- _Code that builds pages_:
------------------------------------------------------------

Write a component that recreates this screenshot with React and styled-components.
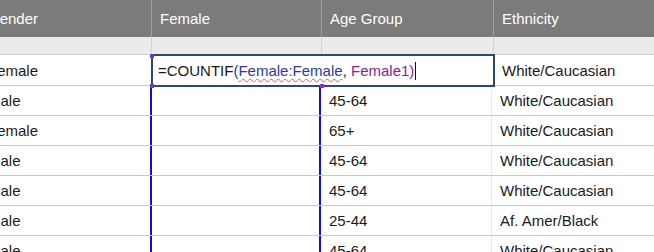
import React from "react";
import styled, { createGlobalStyle } from "styled-components";

const Global = createGlobalStyle`
  html, body {
    margin: 0;
    padding: 0;
    background: #ffffff;
    overflow: hidden;
  }
  body {
    font-family: "Liberation Sans", Arial, sans-serif;
    width: 654px;
    height: 252px;
  }
`;

const COLS = [172, 170, 172, 200];

const Sheet = styled.div`
  position: relative;
  width: 654px;
  height: 252px;
  overflow: hidden;
`;

const Grid = styled.div`
  display: flex;
  flex-direction: column;
  margin-left: -20px;
  width: ${COLS.reduce((a, b) => a + b, 0)}px;
`;

const Row = styled.div`
  display: flex;
  height: ${(p) => p.$h}px;
  box-sizing: border-box;
  border-bottom: ${(p) => (p.$line ? `1px solid ${p.$line}` : "none")};
  background: ${(p) => p.$bg || "#ffffff"};
`;

const Cell = styled.div`
  flex: 0 0 ${(p) => p.$w}px;
  box-sizing: border-box;
  display: flex;
  align-items: center;
  padding-left: 8px;
  font-size: 15px;
  color: ${(p) => p.$color || "#1a1a1a"};
  border-right: 1px solid ${(p) => p.$divider || "transparent"};
  white-space: nowrap;
  overflow: hidden;
`;

const RangeCell = styled(Cell)`
  border-left: 2px solid #0f0fcc;
  border-right: 2px solid #0f0fcc;
  margin-left: -1px;
  flex-basis: ${(p) => p.$w + 1}px;
`;

const Editor = styled.div`
  position: absolute;
  left: 151px;
  top: 54px;
  width: 344px;
  height: 33px;
  box-sizing: border-box;
  border: 2px solid #2c4a68;
  background: #ffffff;
  display: flex;
  align-items: center;
  padding-left: 5px;
  font-size: 15px;
  color: #1a1a1a;
  white-space: pre;
`;

const Ref = styled.span`
  color: ${(p) => p.$color};
  text-decoration: ${(p) => (p.$wavy ? "underline wavy #e05a5a" : "none")};
  text-decoration-thickness: 1px;
  text-underline-offset: 2px;
`;

const Caret = styled.span`
  display: inline-block;
  width: 1px;
  height: 18px;
  background: #111111;
  margin-left: 1px;
`;

const Handle = styled.div`
  position: absolute;
  left: ${(p) => p.$x}px;
  top: ${(p) => p.$y}px;
  width: 4px;
  height: 4px;
  background: #8a2be2;
`;

const rows = [
  ["Male", "45-64", "White/Caucasian"],
  ["Female", "65+", "White/Caucasian"],
  ["Male", "45-64", "White/Caucasian"],
  ["Male", "45-64", "White/Caucasian"],
  ["Male", "25-44", "Af. Amer/Black"],
  ["Male", "45-64", "White/Caucasian"],
];

export default function App() {
  return (
    <Sheet>
      <Global />
      <Grid>
        <Row $h={37} $bg="#7b7b7b">
          {["Gender", "Female", "Age Group", "Ethnicity"].map((t, i) => (
            <Cell key={t} $w={COLS[i]} $color="#ffffff" $divider="#a0a0a0">
              {t}
            </Cell>
          ))}
        </Row>
        <Row $h={18} $bg="#ebebeb" $line="#cfcfcf">
          {COLS.map((w, i) => (
            <Cell key={i} $w={w} $divider="#d4d4d4" />
          ))}
        </Row>
        <Row $h={31} $line="#c9c9c9">
          <Cell $w={COLS[0]} $divider="#e4e4e4">Female</Cell>
          <Cell $w={COLS[1]} $divider="#e4e4e4" />
          <Cell $w={COLS[2]} $divider="#e4e4e4" />
          <Cell $w={COLS[3]}>White/Caucasian</Cell>
        </Row>
        {rows.map(([g, age, eth], i) => (
          <Row key={i} $h={30} $line="#c9c9c9">
            <Cell $w={COLS[0] - 1}>{g}</Cell>
            <RangeCell $w={COLS[1]} />
            <Cell $w={COLS[2] - 1} $divider="#e8e8e8">{age}</Cell>
            <Cell $w={COLS[3]}>{eth}</Cell>
          </Row>
        ))}
      </Grid>
      <Editor>
        =COUNTIF
        <Ref $color="#2a3aa8">(</Ref>
        <Ref $color="#2a3aa8" $wavy>Female:Female</Ref>
        , <Ref $color="#8e1a9c">Female1)</Ref>
        <Caret />
      </Editor>
      <Handle $x={150} $y={54} />
      <Handle $x={150} $y={84} />
      <Handle $x={320} $y={84} />
    </Sheet>
  );
}
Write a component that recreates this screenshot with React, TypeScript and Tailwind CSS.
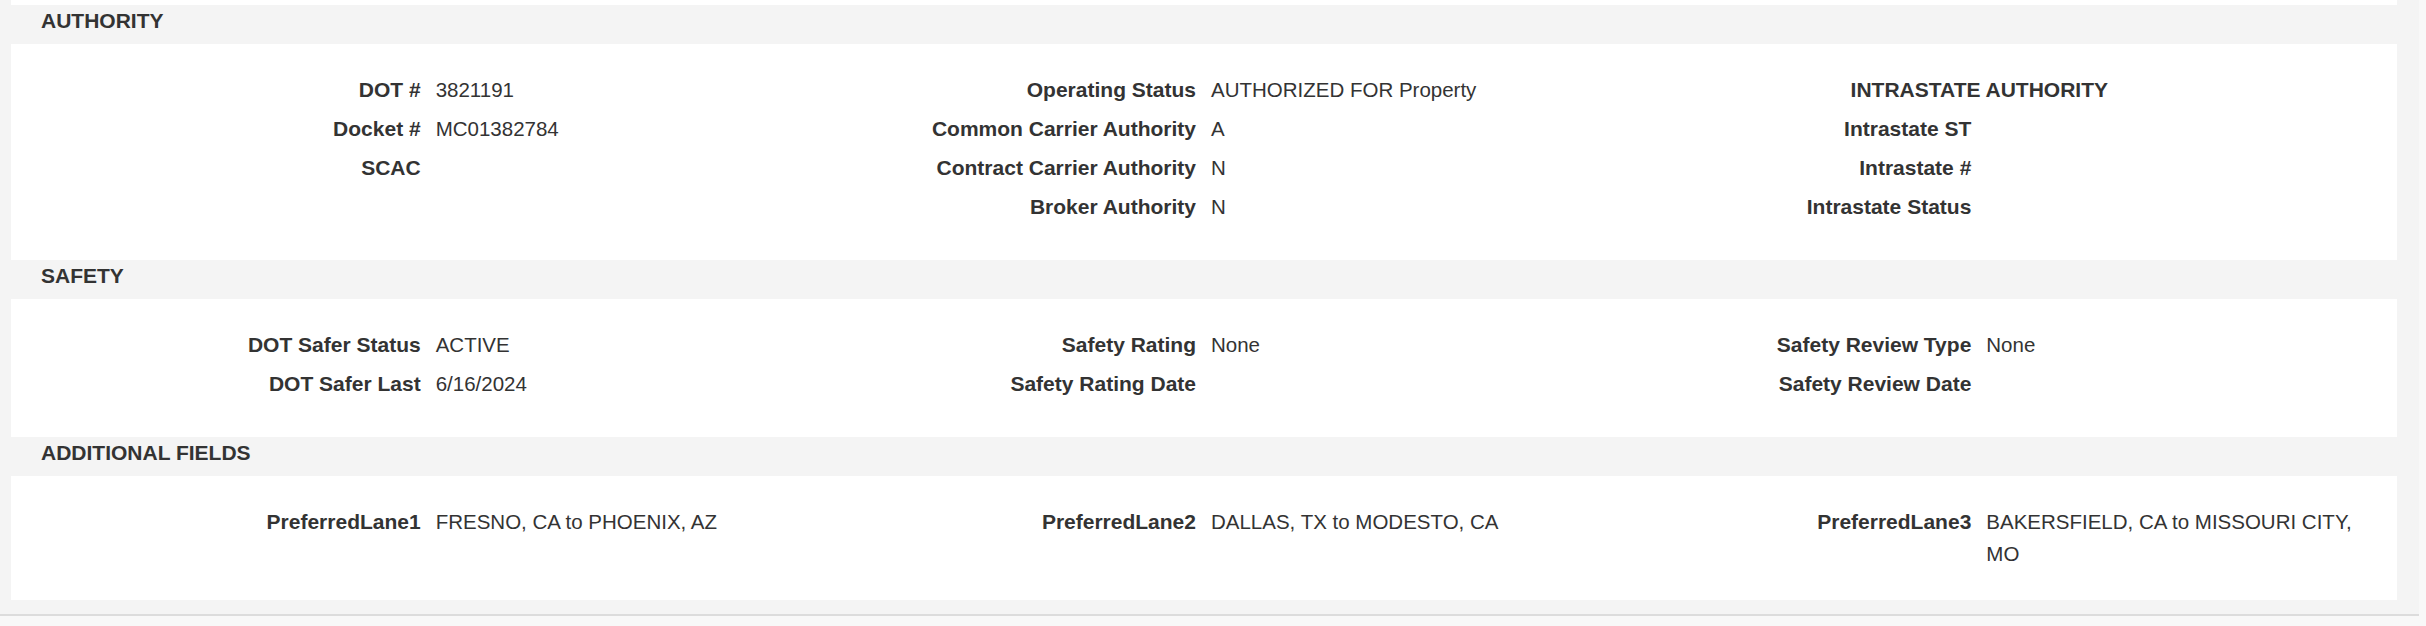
const AUTHORITY_COLS: { heading?: string; rows: { label: string; value?: string }[] }[] = [
  {
    rows: [
      { label: 'DOT #', value: '3821191' },
      { label: 'Docket #', value: 'MC01382784' },
      { label: 'SCAC' },
    ],
  },
  {
    rows: [
      { label: 'Operating Status', value: 'AUTHORIZED FOR Property' },
      { label: 'Common Carrier Authority', value: 'A' },
      { label: 'Contract Carrier Authority', value: 'N' },
      { label: 'Broker Authority', value: 'N' },
    ],
  },
  {
    heading: 'INTRASTATE AUTHORITY',
    rows: [
      { label: 'Intrastate ST' },
      { label: 'Intrastate #' },
      { label: 'Intrastate Status' },
    ],
  },
]

const SAFETY_COLS: { heading?: string; rows: { label: string; value?: string }[] }[] = [
  {
    rows: [
      { label: 'DOT Safer Status', value: 'ACTIVE' },
      { label: 'DOT Safer Last', value: '6/16/2024' },
    ],
  },
  {
    rows: [
      { label: 'Safety Rating', value: 'None' },
      { label: 'Safety Rating Date' },
    ],
  },
  {
    rows: [
      { label: 'Safety Review Type', value: 'None' },
      { label: 'Safety Review Date' },
    ],
  },
]

const ADDITIONAL_COLS: { heading?: string; rows: { label: string; value?: string }[] }[] = [
  { rows: [{ label: 'PreferredLane1', value: 'FRESNO, CA to PHOENIX, AZ' }] },
  { rows: [{ label: 'PreferredLane2', value: 'DALLAS, TX to MODESTO, CA' }] },
  { rows: [{ label: 'PreferredLane3', value: 'BAKERSFIELD, CA to MISSOURI CITY, MO' }] },
]

function SectionHeader({ title }: { title: string }) {
  return (
    <div className="min-h-[39px] pl-[30px] text-[21px] leading-[32px] font-bold text-[#333]">
      {title}
    </div>
  )
}

function Panel({ cols }: { cols: { heading?: string; rows: { label: string; value?: string }[] }[] }) {
  return (
    <div className="grid grid-cols-3 bg-white px-[30px] py-[30px]">
      {cols.map((col, i) => (
        <div key={i} className="flex flex-col">
          {col.heading && (
            <div className="min-h-[39px] text-center text-[21px] leading-[32px] font-bold text-[#333]">
              {col.heading}
            </div>
          )}
          {col.rows.map((r) => (
            <div key={r.label} className="grid grid-cols-2 min-h-[39px] leading-[32px] text-[#333]">
              <div className="pr-[8px] text-right text-[21px] font-bold">{r.label}</div>
              <div className="pl-[7px] text-[20.5px]">{r.value ?? ''}</div>
            </div>
          ))}
        </div>
      ))}
    </div>
  )
}

export default function App() {
  return (
    <div className="flex h-[626px] w-full bg-[#f8f8f8] font-['Liberation_Sans',Arial,sans-serif]">
      <div className="flex-1 self-start">
        <div className="border-b-2 border-[#dcdcdc] bg-[#f4f4f4] pl-[11px] pr-[22px] pb-[14px]">
          <div className="h-[5px] bg-white" />
          <SectionHeader title="AUTHORITY" />
          <Panel cols={AUTHORITY_COLS} />
          <SectionHeader title="SAFETY" />
          <Panel cols={SAFETY_COLS} />
          <SectionHeader title="ADDITIONAL FIELDS" />
          <Panel cols={ADDITIONAL_COLS} />
        </div>
      </div>
      <div className="w-[7px] bg-[#f8f8f8]" />
    </div>
  )
}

------------------------------------------------------------

- _What needs to be done_: Where does the word "this" appear? Return each line that holds it.

- _Response below_:
Write a component that recreates this screenshot with React and styled-components.
Write a component that recreates this screenshot with React, TypeScript and Tailwind CSS.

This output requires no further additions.